* Begin ROWS *

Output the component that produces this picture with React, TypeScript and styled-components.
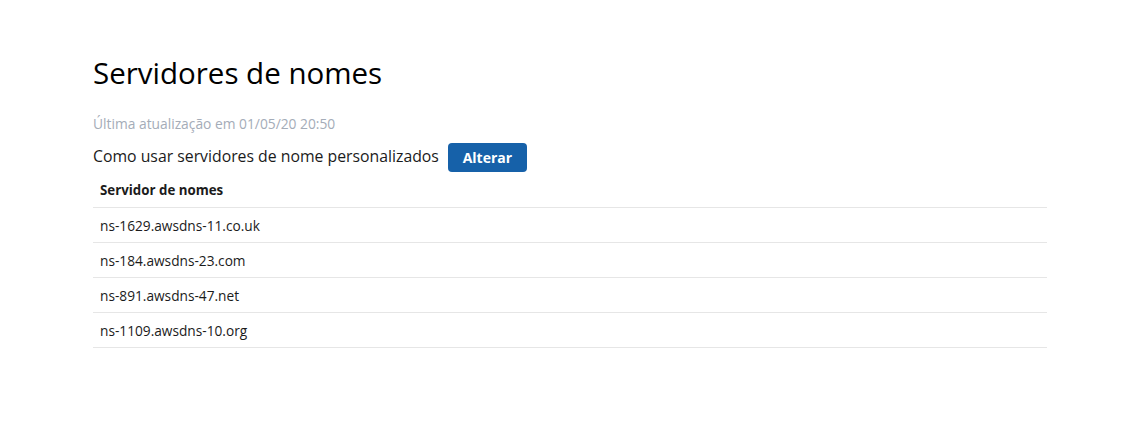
import { FunctionComponent } from 'react'
import styled, { createGlobalStyle } from 'styled-components'

const GlobalStyle = createGlobalStyle`
  body {
    margin: 0;
    background: #fff;
    font-family: 'Open Sans', 'Liberation Sans', sans-serif;
    color: #111;
  }
`

const servers = [
  'ns-1629.awsdns-11.co.uk',
  'ns-184.awsdns-23.com',
  'ns-891.awsdns-47.net',
  'ns-1109.awsdns-10.org'
]

const App: FunctionComponent = () => (
  <>
    <GlobalStyle />
    <Page>
      <Title>Servidores de nomes</Title>
      <Updated>Última atualização em 01/05/20 20:50</Updated>
      <CustomRow>
        <span>Como usar servidores de nome personalizados</span>
        <Button type='button'>Alterar</Button>
      </CustomRow>
      <Table>
        <thead>
          <tr>
            <HeadCell>Servidor de nomes</HeadCell>
          </tr>
        </thead>
        <tbody>
          {servers.map(name => (
            <tr key={name}>
              <Cell>{name}</Cell>
            </tr>
          ))}
        </tbody>
      </Table>
    </Page>
  </>
)

const Page = styled.div`
  width: 954px;
  padding: 56px 0 0 93px;
`

const Title = styled.h1`
  margin: 0;
  font-family: 'Open Sans', 'Liberation Sans', sans-serif;
  font-size: 29.5px;
  font-weight: 400;
  line-height: 34px;
  color: #000;
`

const Updated = styled.div`
  margin-top: 25px;
  font-size: 13.8px;
  line-height: 18px;
  color: #a4acb8;
`

const CustomRow = styled.div`
  display: flex;
  align-items: center;
  gap: 9px;
  margin-top: 10px;
  font-size: 15.8px;
  color: #1b1b1b;

  span {
    margin-top: -4px;
  }
`

const Button = styled.button`
  width: 79px;
  height: 29px;
  border: none;
  border-radius: 4px;
  background: #1661a9;
  color: #fff;
  font-family: 'Open Sans', 'Liberation Sans', sans-serif;
  font-size: 14px;
  font-weight: 700;
  cursor: pointer;
`

const Table = styled.table`
  width: 100%;
  border-collapse: collapse;
  font-size: 13.7px;
`

const HeadCell = styled.th`
  height: 35px;
  padding: 0 7px;
  text-align: left;
  font-size: 13.3px;
  font-weight: 700;
  color: #1b1b1b;
  border-bottom: 1px solid #e6e6e6;
`

const Cell = styled.td`
  height: 34px;
  padding: 0 7px;
  color: #1b1b1b;
  border-bottom: 1px solid #e6e6e6;
`

export default App
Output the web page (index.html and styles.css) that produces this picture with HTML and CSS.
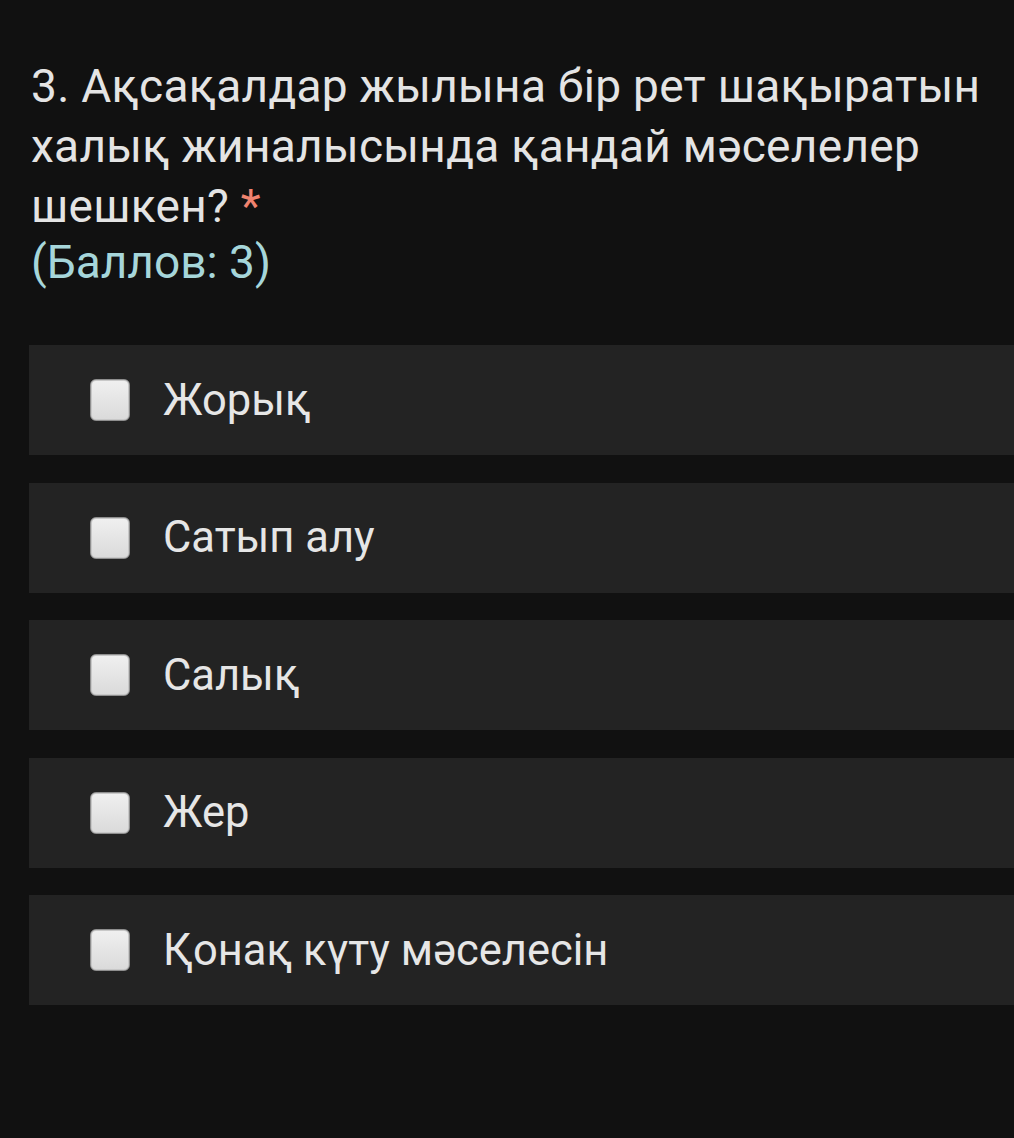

* End ROWS *

Write out each entry exactly as given, but skip the pictures.

THE SOLUTION –
Output the component that produces this picture with React, TypeScript and styled-components.
import { FunctionComponent } from 'react'
import styled, { createGlobalStyle } from 'styled-components'

const GlobalStyle = createGlobalStyle`
  body {
    margin: 0;
    background: #fff;
    font-family: 'Open Sans', 'Liberation Sans', sans-serif;
    color: #111;
  }
`

const servers = [
  'ns-1629.awsdns-11.co.uk',
  'ns-184.awsdns-23.com',
  'ns-891.awsdns-47.net',
  'ns-1109.awsdns-10.org'
]

const App: FunctionComponent = () => (
  <>
    <GlobalStyle />
    <Page>
      <Title>Servidores de nomes</Title>
      <Updated>Última atualização em 01/05/20 20:50</Updated>
      <CustomRow>
        <span>Como usar servidores de nome personalizados</span>
        <Button type='button'>Alterar</Button>
      </CustomRow>
      <Table>
        <thead>
          <tr>
            <HeadCell>Servidor de nomes</HeadCell>
          </tr>
        </thead>
        <tbody>
          {servers.map(name => (
            <tr key={name}>
              <Cell>{name}</Cell>
            </tr>
          ))}
        </tbody>
      </Table>
    </Page>
  </>
)

const Page = styled.div`
  width: 954px;
  padding: 56px 0 0 93px;
`

const Title = styled.h1`
  margin: 0;
  font-family: 'Open Sans', 'Liberation Sans', sans-serif;
  font-size: 29.5px;
  font-weight: 400;
  line-height: 34px;
  color: #000;
`

const Updated = styled.div`
  margin-top: 25px;
  font-size: 13.8px;
  line-height: 18px;
  color: #a4acb8;
`

const CustomRow = styled.div`
  display: flex;
  align-items: center;
  gap: 9px;
  margin-top: 10px;
  font-size: 15.8px;
  color: #1b1b1b;

  span {
    margin-top: -4px;
  }
`

const Button = styled.button`
  width: 79px;
  height: 29px;
  border: none;
  border-radius: 4px;
  background: #1661a9;
  color: #fff;
  font-family: 'Open Sans', 'Liberation Sans', sans-serif;
  font-size: 14px;
  font-weight: 700;
  cursor: pointer;
`

const Table = styled.table`
  width: 100%;
  border-collapse: collapse;
  font-size: 13.7px;
`

const HeadCell = styled.th`
  height: 35px;
  padding: 0 7px;
  text-align: left;
  font-size: 13.3px;
  font-weight: 700;
  color: #1b1b1b;
  border-bottom: 1px solid #e6e6e6;
`

const Cell = styled.td`
  height: 34px;
  padding: 0 7px;
  color: #1b1b1b;
  border-bottom: 1px solid #e6e6e6;
`

export default App
Output the web page (index.html and styles.css) that produces this picture with HTML and CSS.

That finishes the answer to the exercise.